Required task - Render the material again word for word, skipping the pictures in it.

----- Collected material -----

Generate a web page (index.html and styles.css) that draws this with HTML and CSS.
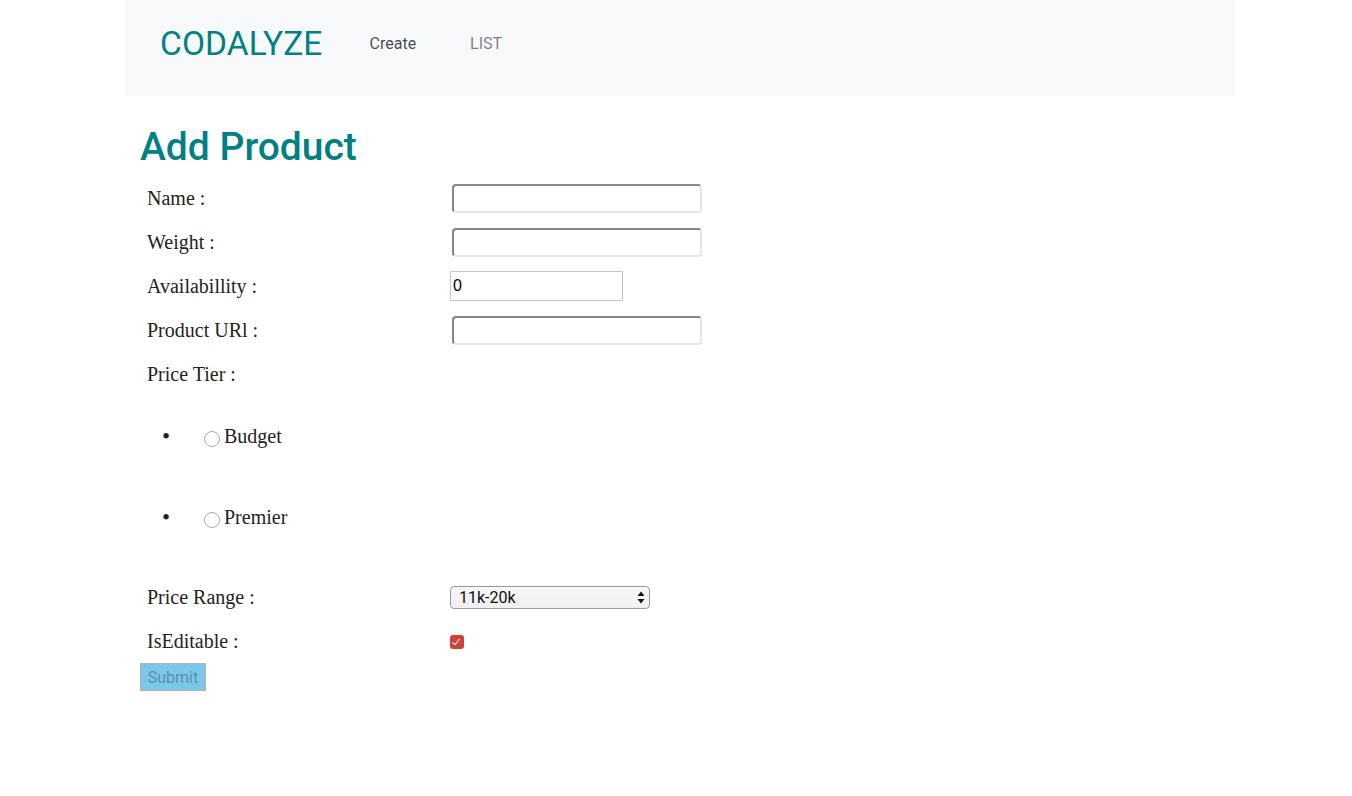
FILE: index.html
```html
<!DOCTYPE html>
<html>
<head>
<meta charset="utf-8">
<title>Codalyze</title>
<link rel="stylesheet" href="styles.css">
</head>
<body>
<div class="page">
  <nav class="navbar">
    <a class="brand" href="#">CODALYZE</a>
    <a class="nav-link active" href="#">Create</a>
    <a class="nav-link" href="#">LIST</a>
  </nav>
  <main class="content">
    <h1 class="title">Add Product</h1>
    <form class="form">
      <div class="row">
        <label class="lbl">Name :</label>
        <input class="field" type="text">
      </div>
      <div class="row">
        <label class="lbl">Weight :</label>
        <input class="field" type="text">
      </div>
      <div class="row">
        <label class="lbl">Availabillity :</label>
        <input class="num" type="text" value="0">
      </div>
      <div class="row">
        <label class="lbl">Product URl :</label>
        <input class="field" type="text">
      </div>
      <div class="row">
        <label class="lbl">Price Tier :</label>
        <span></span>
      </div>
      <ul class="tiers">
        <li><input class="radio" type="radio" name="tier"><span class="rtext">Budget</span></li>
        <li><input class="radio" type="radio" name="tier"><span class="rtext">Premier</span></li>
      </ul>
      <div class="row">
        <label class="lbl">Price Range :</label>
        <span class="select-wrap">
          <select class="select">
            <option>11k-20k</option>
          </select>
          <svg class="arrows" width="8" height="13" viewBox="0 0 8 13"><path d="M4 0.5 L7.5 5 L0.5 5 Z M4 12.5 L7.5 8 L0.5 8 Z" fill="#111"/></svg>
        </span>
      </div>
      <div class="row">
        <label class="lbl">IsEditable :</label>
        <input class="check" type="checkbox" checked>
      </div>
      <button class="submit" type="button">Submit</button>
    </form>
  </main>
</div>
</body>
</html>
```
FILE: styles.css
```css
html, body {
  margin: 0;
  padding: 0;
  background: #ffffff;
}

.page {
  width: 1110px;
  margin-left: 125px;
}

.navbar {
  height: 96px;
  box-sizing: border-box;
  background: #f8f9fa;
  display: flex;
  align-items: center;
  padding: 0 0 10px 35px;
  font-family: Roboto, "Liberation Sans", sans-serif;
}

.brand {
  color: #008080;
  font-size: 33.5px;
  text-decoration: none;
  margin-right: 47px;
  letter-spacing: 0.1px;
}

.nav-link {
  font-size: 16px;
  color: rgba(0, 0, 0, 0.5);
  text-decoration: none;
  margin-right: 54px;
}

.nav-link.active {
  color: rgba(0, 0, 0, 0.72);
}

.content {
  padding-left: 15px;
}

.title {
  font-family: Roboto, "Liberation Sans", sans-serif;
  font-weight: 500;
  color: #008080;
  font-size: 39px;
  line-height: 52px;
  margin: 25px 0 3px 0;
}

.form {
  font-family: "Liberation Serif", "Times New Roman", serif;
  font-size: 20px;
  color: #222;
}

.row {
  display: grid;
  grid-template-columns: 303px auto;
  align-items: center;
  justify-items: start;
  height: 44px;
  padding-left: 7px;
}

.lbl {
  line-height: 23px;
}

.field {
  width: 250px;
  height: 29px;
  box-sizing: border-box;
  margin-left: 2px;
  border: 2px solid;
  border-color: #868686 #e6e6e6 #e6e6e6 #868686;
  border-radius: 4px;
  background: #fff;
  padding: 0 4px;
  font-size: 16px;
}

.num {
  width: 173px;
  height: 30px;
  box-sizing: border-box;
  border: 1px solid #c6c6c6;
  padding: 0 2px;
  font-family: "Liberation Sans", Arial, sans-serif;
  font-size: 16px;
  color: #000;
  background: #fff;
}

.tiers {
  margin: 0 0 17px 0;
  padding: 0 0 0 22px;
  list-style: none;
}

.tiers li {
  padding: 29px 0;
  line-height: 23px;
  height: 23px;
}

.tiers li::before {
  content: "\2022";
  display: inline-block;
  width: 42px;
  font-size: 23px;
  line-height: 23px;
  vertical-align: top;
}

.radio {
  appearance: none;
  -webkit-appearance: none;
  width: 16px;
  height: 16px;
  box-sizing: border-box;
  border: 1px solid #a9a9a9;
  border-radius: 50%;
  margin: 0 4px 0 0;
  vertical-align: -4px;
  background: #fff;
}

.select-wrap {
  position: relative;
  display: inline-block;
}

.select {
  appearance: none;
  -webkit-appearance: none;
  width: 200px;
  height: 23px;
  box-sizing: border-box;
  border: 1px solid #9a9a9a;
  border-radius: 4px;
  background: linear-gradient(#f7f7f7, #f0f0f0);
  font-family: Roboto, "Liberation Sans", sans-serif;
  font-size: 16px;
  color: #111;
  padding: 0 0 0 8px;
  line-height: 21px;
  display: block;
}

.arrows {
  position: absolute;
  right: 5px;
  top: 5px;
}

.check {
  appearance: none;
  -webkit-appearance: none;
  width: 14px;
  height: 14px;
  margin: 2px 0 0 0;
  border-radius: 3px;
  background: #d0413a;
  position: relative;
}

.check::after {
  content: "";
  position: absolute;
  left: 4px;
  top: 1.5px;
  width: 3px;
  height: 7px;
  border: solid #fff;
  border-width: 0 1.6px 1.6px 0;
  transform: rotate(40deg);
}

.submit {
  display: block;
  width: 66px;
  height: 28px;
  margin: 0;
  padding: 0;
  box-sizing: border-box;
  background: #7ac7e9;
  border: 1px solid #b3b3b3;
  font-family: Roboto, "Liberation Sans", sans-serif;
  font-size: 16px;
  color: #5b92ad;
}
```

-----

Answer to the task -
Generate a web page (index.html and styles.css) that draws this with HTML and CSS.
FILE: index.html
```html
<!DOCTYPE html>
<html>
<head>
<meta charset="utf-8">
<title>Codalyze</title>
<link rel="stylesheet" href="styles.css">
</head>
<body>
<div class="page">
  <nav class="navbar">
    <a class="brand" href="#">CODALYZE</a>
    <a class="nav-link active" href="#">Create</a>
    <a class="nav-link" href="#">LIST</a>
  </nav>
  <main class="content">
    <h1 class="title">Add Product</h1>
    <form class="form">
      <div class="row">
        <label class="lbl">Name :</label>
        <input class="field" type="text">
      </div>
      <div class="row">
        <label class="lbl">Weight :</label>
        <input class="field" type="text">
      </div>
      <div class="row">
        <label class="lbl">Availabillity :</label>
        <input class="num" type="text" value="0">
      </div>
      <div class="row">
        <label class="lbl">Product URl :</label>
        <input class="field" type="text">
      </div>
      <div class="row">
        <label class="lbl">Price Tier :</label>
        <span></span>
      </div>
      <ul class="tiers">
        <li><input class="radio" type="radio" name="tier"><span class="rtext">Budget</span></li>
        <li><input class="radio" type="radio" name="tier"><span class="rtext">Premier</span></li>
      </ul>
      <div class="row">
        <label class="lbl">Price Range :</label>
        <span class="select-wrap">
          <select class="select">
            <option>11k-20k</option>
          </select>
          <svg class="arrows" width="8" height="13" viewBox="0 0 8 13"><path d="M4 0.5 L7.5 5 L0.5 5 Z M4 12.5 L7.5 8 L0.5 8 Z" fill="#111"/></svg>
        </span>
      </div>
      <div class="row">
        <label class="lbl">IsEditable :</label>
        <input class="check" type="checkbox" checked>
      </div>
      <button class="submit" type="button">Submit</button>
    </form>
  </main>
</div>
</body>
</html>
```
FILE: styles.css
```css
html, body {
  margin: 0;
  padding: 0;
  background: #ffffff;
}

.page {
  width: 1110px;
  margin-left: 125px;
}

.navbar {
  height: 96px;
  box-sizing: border-box;
  background: #f8f9fa;
  display: flex;
  align-items: center;
  padding: 0 0 10px 35px;
  font-family: Roboto, "Liberation Sans", sans-serif;
}

.brand {
  color: #008080;
  font-size: 33.5px;
  text-decoration: none;
  margin-right: 47px;
  letter-spacing: 0.1px;
}

.nav-link {
  font-size: 16px;
  color: rgba(0, 0, 0, 0.5);
  text-decoration: none;
  margin-right: 54px;
}

.nav-link.active {
  color: rgba(0, 0, 0, 0.72);
}

.content {
  padding-left: 15px;
}

.title {
  font-family: Roboto, "Liberation Sans", sans-serif;
  font-weight: 500;
  color: #008080;
  font-size: 39px;
  line-height: 52px;
  margin: 25px 0 3px 0;
}

.form {
  font-family: "Liberation Serif", "Times New Roman", serif;
  font-size: 20px;
  color: #222;
}

.row {
  display: grid;
  grid-template-columns: 303px auto;
  align-items: center;
  justify-items: start;
  height: 44px;
  padding-left: 7px;
}

.lbl {
  line-height: 23px;
}

.field {
  width: 250px;
  height: 29px;
  box-sizing: border-box;
  margin-left: 2px;
  border: 2px solid;
  border-color: #868686 #e6e6e6 #e6e6e6 #868686;
  border-radius: 4px;
  background: #fff;
  padding: 0 4px;
  font-size: 16px;
}

.num {
  width: 173px;
  height: 30px;
  box-sizing: border-box;
  border: 1px solid #c6c6c6;
  padding: 0 2px;
  font-family: "Liberation Sans", Arial, sans-serif;
  font-size: 16px;
  color: #000;
  background: #fff;
}

.tiers {
  margin: 0 0 17px 0;
  padding: 0 0 0 22px;
  list-style: none;
}

.tiers li {
  padding: 29px 0;
  line-height: 23px;
  height: 23px;
}

.tiers li::before {
  content: "\2022";
  display: inline-block;
  width: 42px;
  font-size: 23px;
  line-height: 23px;
  vertical-align: top;
}

.radio {
  appearance: none;
  -webkit-appearance: none;
  width: 16px;
  height: 16px;
  box-sizing: border-box;
  border: 1px solid #a9a9a9;
  border-radius: 50%;
  margin: 0 4px 0 0;
  vertical-align: -4px;
  background: #fff;
}

.select-wrap {
  position: relative;
  display: inline-block;
}

.select {
  appearance: none;
  -webkit-appearance: none;
  width: 200px;
  height: 23px;
  box-sizing: border-box;
  border: 1px solid #9a9a9a;
  border-radius: 4px;
  background: linear-gradient(#f7f7f7, #f0f0f0);
  font-family: Roboto, "Liberation Sans", sans-serif;
  font-size: 16px;
  color: #111;
  padding: 0 0 0 8px;
  line-height: 21px;
  display: block;
}

.arrows {
  position: absolute;
  right: 5px;
  top: 5px;
}

.check {
  appearance: none;
  -webkit-appearance: none;
  width: 14px;
  height: 14px;
  margin: 2px 0 0 0;
  border-radius: 3px;
  background: #d0413a;
  position: relative;
}

.check::after {
  content: "";
  position: absolute;
  left: 4px;
  top: 1.5px;
  width: 3px;
  height: 7px;
  border: solid #fff;
  border-width: 0 1.6px 1.6px 0;
  transform: rotate(40deg);
}

.submit {
  display: block;
  width: 66px;
  height: 28px;
  margin: 0;
  padding: 0;
  box-sizing: border-box;
  background: #7ac7e9;
  border: 1px solid #b3b3b3;
  font-family: Roboto, "Liberation Sans", sans-serif;
  font-size: 16px;
  color: #5b92ad;
}
```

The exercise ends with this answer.